Letzte Legitimation verspielt

Dies wiegt für die amerikanische Administration um so schlimmer, wenn man sich an den nur kurze Zeit zurückliegenden Kriegsgrund erinnert: Die Menschen im Irak vom Diktator Saddam Hussein zu befreien und die Welt von den angeblichen Chemiewaffen. Ein Lügengebäude, wie sich heute zeigt, das zur völligen Konzeptionslosigkeit der alliierten Politik im Irak passt.

Shock and Awe kehren unverhofft heim

Rumsfeld wies freilich Vorwürfe zurück, sein Ministerium habe die Misshandlungsaffäre im Irak vertuscht. "Ich wurde von ranghöheren Personen angewiesen, dort zu stehen und die Leine zu halten, und sie haben das Foto gemacht, das ist alles, was ich weiß", sagte unterdessen die in Fort Bragg in den USA inhaftierte Soldatin Lynndie England dem Fernsehsender KCNC in Denver. Das spräche für eine Systematik auf Seiten des Militärs.

Mit "Shock and Awe" - Schock und Einschüchterung - dank überlegener Waffentechnik und Sprengkraft hatten die Amerikaner den Irak erobert. Nun kommt der Schock zurück, auf die heimischen Bildschirme in den USA: zunächst muss über immer mehr Opfer in den eigenen Reihen berichtet werden, dann werden von US-Truppen misshandelte irakische Gefangene gezeigt, schließlich von der grausamen Hinrichtung des Amerikaners Nick Berg berichtet.

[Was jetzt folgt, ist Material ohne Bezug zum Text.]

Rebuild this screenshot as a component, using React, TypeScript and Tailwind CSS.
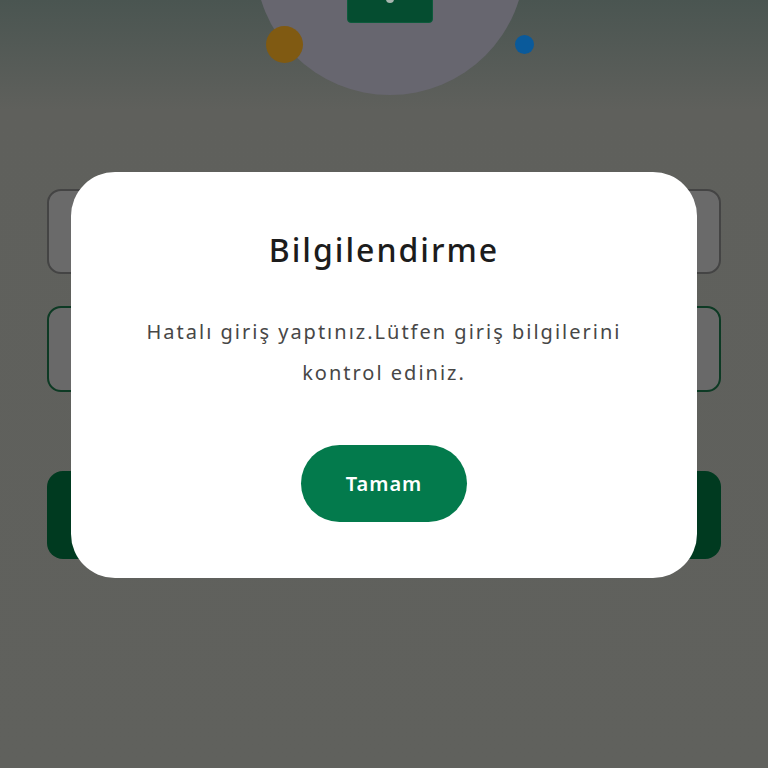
import React from "react";

export default function App() {
  return (
    <div
      className="relative w-[768px] h-[768px] overflow-hidden bg-[linear-gradient(to_bottom,#4a5551_0px,#5f605c_110px,#60615d_768px)]"
      style={{ fontFamily: "'Noto Sans', Lato, sans-serif" }}
    >
      {/* top decoration */}
      <div className="relative h-[189px]">
        <div className="absolute left-[255px] top-[-175px] w-[270px] h-[270px] rounded-full bg-[#67666f]" />
        <div className="absolute left-[347px] top-[-20px] w-[86px] h-[43px] rounded-[4px] bg-[#054d30] border border-[#0d5a3b]">
          <div className="absolute left-[38px] top-[14px] w-[8px] h-[8px] rounded-full bg-[#a9b6b0]" />
        </div>
        <div className="absolute left-[266px] top-[26px] w-[37px] h-[37px] rounded-full bg-[#805a12]" />
        <div className="absolute left-[515px] top-[35px] w-[19px] h-[19px] rounded-full bg-[#0a5a9b]" />
      </div>

      {/* form behind */}
      <div className="flex flex-col px-[47px]">
        <div className="h-[85px] rounded-[14px] border-2 border-[#444444] bg-[#6a6a6a]" />
        <div className="mt-[32px] h-[86px] rounded-[14px] border-2 border-[#0d3a24] bg-[#696969]" />
        <div className="mt-[79px] h-[88px] rounded-[16px] bg-[#003a20]" />
      </div>

      {/* modal */}
      <div className="absolute left-[71px] top-[172px] w-[626px] h-[406px] rounded-[44px] bg-white flex flex-col items-center pt-[58px]">
        <div className="text-[32px] leading-[40px] text-[#1c1c1c] font-medium tracking-[2px]">
          Bilgilendirme
        </div>
        <div className="mt-[41px] text-[20px] leading-[41px] text-[#474747] text-center tracking-[2px] whitespace-nowrap">
          Hatalı giriş yaptınız.Lütfen giriş bilgilerini
          <br />
          kontrol ediniz.
        </div>
        <div className="mt-[52px] w-[166px] h-[77px] rounded-full bg-[#037a4c] flex items-center justify-center text-white text-[20px] font-semibold tracking-[1px]">
          Tamam
        </div>
      </div>
    </div>
  );
}
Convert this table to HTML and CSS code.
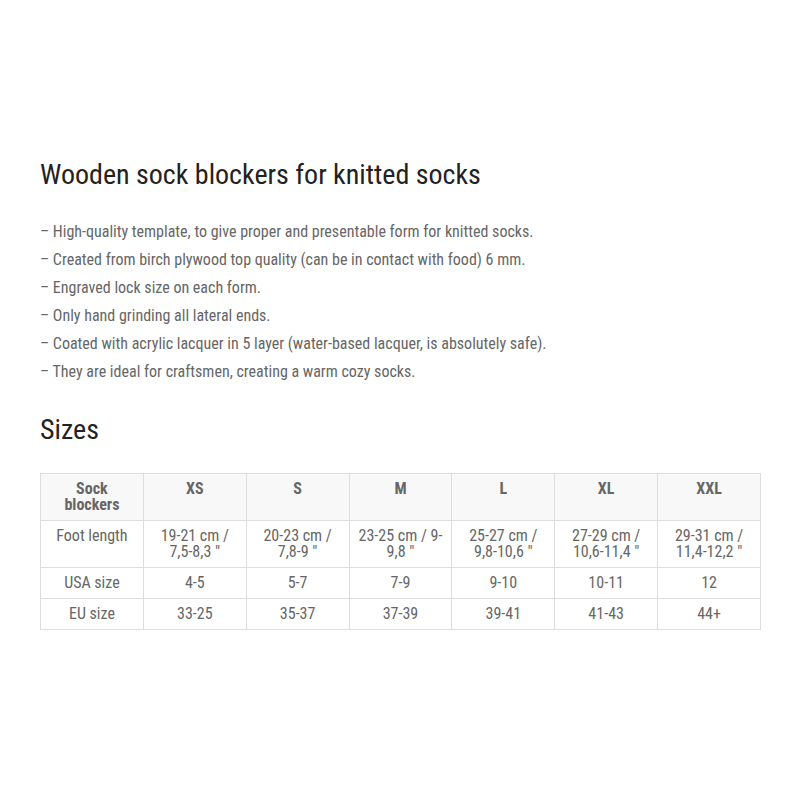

Rechtsstaatlichkeit gründlich besudelt

Pikant auch: Die US-Zeitung "Wall Street Journal" berichtete in einem Dossier über die Zustände in irakischen Gefängnissen. Demnach hatte ein einfacher Soldat erstmals am 13. Juni 2003 über Unregelmäßigkeiten im Gefängnis Abu Ghoreib berichtet. Am 15. Januar habe Jakob Kellenberger, der Chef des Internationalen Komitees vom Roten Kreuz (IKRK), Außenminister Colin Powell erstmals informiert, dass der Skandal keineswegs nur auf Abu Ghoreib begrenzt sei. Peinlich auch hier: Die bisher ablehnende Haltung der Amerikaner zu einem Beitritt zum Internationalen Strafgerichtshof. Das Argument: in ihrem Land sei Rechtsstaatlichkeit gewährleistet.

Amerika sitzt mit dem Imageschaden im Schlamassel. Zudem droht, wenn das Morden im Irak weitergeht, Schlimmeres. 774 Soldaten sind bisher gefallen, die 1000er Marke dürfte bald erreicht sein, und das wird im Wahlkampf an der Heimatfront sicher nicht gut ankommen. Spätestens dann könnte Rumsfeld zum ehrenvollen Bauernopfer werden. Auch wenn ihm zuletzt sein Außenminister am Donnerstag (13.5.2004) in einem Interview mit dem britischen Sender BBC die Stange hielt. Die Begründung: Ein Rücktritt Rumsfelds sei ungerechtfertigt, da der Verteidigungsminister die Verantwortung für die Folterungen übernommen habe, so Powell. Wie lange dies als Konsequenz noch ausreicht, bleibt abzuwarten.